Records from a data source
###

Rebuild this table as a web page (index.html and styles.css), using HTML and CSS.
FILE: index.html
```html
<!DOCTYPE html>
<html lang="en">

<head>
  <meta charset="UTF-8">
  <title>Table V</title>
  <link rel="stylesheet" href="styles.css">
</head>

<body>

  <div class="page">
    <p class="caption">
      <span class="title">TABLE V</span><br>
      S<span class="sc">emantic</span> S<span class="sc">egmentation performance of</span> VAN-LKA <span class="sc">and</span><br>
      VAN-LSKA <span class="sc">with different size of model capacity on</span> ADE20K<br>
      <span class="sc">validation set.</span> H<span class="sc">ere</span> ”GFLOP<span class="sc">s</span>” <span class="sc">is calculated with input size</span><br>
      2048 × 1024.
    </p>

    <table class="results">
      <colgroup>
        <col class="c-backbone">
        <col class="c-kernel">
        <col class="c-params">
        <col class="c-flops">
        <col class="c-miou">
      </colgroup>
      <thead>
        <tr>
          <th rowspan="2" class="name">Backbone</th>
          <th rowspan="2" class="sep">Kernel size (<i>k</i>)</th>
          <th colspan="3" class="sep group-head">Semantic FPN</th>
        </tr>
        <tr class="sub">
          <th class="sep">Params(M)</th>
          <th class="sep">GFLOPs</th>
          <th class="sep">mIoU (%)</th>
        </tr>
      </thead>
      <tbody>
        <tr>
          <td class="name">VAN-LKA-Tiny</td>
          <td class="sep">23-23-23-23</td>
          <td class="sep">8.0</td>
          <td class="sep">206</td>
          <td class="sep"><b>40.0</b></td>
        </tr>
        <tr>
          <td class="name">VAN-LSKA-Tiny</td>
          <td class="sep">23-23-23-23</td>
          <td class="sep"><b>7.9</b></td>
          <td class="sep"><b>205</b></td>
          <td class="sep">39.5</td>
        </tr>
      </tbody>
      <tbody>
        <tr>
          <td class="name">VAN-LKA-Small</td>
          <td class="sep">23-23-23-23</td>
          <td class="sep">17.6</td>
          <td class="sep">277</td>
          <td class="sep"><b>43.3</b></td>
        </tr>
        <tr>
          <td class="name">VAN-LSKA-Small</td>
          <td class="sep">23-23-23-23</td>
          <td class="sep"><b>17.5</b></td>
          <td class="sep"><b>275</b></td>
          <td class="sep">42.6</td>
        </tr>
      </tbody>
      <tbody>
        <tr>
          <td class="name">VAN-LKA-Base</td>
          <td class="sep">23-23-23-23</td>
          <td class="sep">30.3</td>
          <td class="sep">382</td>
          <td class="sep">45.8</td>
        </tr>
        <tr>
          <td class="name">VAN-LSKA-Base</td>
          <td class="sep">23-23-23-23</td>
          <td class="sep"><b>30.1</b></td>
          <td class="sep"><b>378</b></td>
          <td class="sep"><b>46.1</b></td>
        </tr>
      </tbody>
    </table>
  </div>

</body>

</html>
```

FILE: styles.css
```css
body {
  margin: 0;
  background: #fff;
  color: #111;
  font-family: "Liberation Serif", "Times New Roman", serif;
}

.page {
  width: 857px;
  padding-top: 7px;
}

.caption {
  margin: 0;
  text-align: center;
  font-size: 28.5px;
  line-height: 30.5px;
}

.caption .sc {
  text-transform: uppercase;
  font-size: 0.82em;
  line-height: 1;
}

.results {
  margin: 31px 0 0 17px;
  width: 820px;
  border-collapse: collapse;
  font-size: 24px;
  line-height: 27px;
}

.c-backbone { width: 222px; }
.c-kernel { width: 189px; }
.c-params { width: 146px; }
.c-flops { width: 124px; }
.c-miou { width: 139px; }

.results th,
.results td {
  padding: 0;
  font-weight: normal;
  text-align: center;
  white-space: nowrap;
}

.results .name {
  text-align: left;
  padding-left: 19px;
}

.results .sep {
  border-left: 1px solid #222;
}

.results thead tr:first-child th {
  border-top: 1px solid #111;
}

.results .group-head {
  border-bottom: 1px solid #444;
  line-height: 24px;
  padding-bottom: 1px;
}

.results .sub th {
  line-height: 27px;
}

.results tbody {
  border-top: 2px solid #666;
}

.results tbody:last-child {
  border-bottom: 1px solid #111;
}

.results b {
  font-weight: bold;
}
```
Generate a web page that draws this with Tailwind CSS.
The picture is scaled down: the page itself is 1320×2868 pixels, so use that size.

###

Task requirements:
Each line above must be reproduced exactly as it stands.

Exercise solution:
Rebuild this table as a web page (index.html and styles.css), using HTML and CSS.
FILE: index.html
```html
<!DOCTYPE html>
<html lang="en">

<head>
  <meta charset="UTF-8">
  <title>Table V</title>
  <link rel="stylesheet" href="styles.css">
</head>

<body>

  <div class="page">
    <p class="caption">
      <span class="title">TABLE V</span><br>
      S<span class="sc">emantic</span> S<span class="sc">egmentation performance of</span> VAN-LKA <span class="sc">and</span><br>
      VAN-LSKA <span class="sc">with different size of model capacity on</span> ADE20K<br>
      <span class="sc">validation set.</span> H<span class="sc">ere</span> ”GFLOP<span class="sc">s</span>” <span class="sc">is calculated with input size</span><br>
      2048 × 1024.
    </p>

    <table class="results">
      <colgroup>
        <col class="c-backbone">
        <col class="c-kernel">
        <col class="c-params">
        <col class="c-flops">
        <col class="c-miou">
      </colgroup>
      <thead>
        <tr>
          <th rowspan="2" class="name">Backbone</th>
          <th rowspan="2" class="sep">Kernel size (<i>k</i>)</th>
          <th colspan="3" class="sep group-head">Semantic FPN</th>
        </tr>
        <tr class="sub">
          <th class="sep">Params(M)</th>
          <th class="sep">GFLOPs</th>
          <th class="sep">mIoU (%)</th>
        </tr>
      </thead>
      <tbody>
        <tr>
          <td class="name">VAN-LKA-Tiny</td>
          <td class="sep">23-23-23-23</td>
          <td class="sep">8.0</td>
          <td class="sep">206</td>
          <td class="sep"><b>40.0</b></td>
        </tr>
        <tr>
          <td class="name">VAN-LSKA-Tiny</td>
          <td class="sep">23-23-23-23</td>
          <td class="sep"><b>7.9</b></td>
          <td class="sep"><b>205</b></td>
          <td class="sep">39.5</td>
        </tr>
      </tbody>
      <tbody>
        <tr>
          <td class="name">VAN-LKA-Small</td>
          <td class="sep">23-23-23-23</td>
          <td class="sep">17.6</td>
          <td class="sep">277</td>
          <td class="sep"><b>43.3</b></td>
        </tr>
        <tr>
          <td class="name">VAN-LSKA-Small</td>
          <td class="sep">23-23-23-23</td>
          <td class="sep"><b>17.5</b></td>
          <td class="sep"><b>275</b></td>
          <td class="sep">42.6</td>
        </tr>
      </tbody>
      <tbody>
        <tr>
          <td class="name">VAN-LKA-Base</td>
          <td class="sep">23-23-23-23</td>
          <td class="sep">30.3</td>
          <td class="sep">382</td>
          <td class="sep">45.8</td>
        </tr>
        <tr>
          <td class="name">VAN-LSKA-Base</td>
          <td class="sep">23-23-23-23</td>
          <td class="sep"><b>30.1</b></td>
          <td class="sep"><b>378</b></td>
          <td class="sep"><b>46.1</b></td>
        </tr>
      </tbody>
    </table>
  </div>

</body>

</html>
```

FILE: styles.css
```css
body {
  margin: 0;
  background: #fff;
  color: #111;
  font-family: "Liberation Serif", "Times New Roman", serif;
}

.page {
  width: 857px;
  padding-top: 7px;
}

.caption {
  margin: 0;
  text-align: center;
  font-size: 28.5px;
  line-height: 30.5px;
}

.caption .sc {
  text-transform: uppercase;
  font-size: 0.82em;
  line-height: 1;
}

.results {
  margin: 31px 0 0 17px;
  width: 820px;
  border-collapse: collapse;
  font-size: 24px;
  line-height: 27px;
}

.c-backbone { width: 222px; }
.c-kernel { width: 189px; }
.c-params { width: 146px; }
.c-flops { width: 124px; }
.c-miou { width: 139px; }

.results th,
.results td {
  padding: 0;
  font-weight: normal;
  text-align: center;
  white-space: nowrap;
}

.results .name {
  text-align: left;
  padding-left: 19px;
}

.results .sep {
  border-left: 1px solid #222;
}

.results thead tr:first-child th {
  border-top: 1px solid #111;
}

.results .group-head {
  border-bottom: 1px solid #444;
  line-height: 24px;
  padding-bottom: 1px;
}

.results .sub th {
  line-height: 27px;
}

.results tbody {
  border-top: 2px solid #666;
}

.results tbody:last-child {
  border-bottom: 1px solid #111;
}

.results b {
  font-weight: bold;
}
```
Generate a web page that draws this with Tailwind CSS.
The picture is scaled down: the page itself is 1320×2868 pixels, so use that size.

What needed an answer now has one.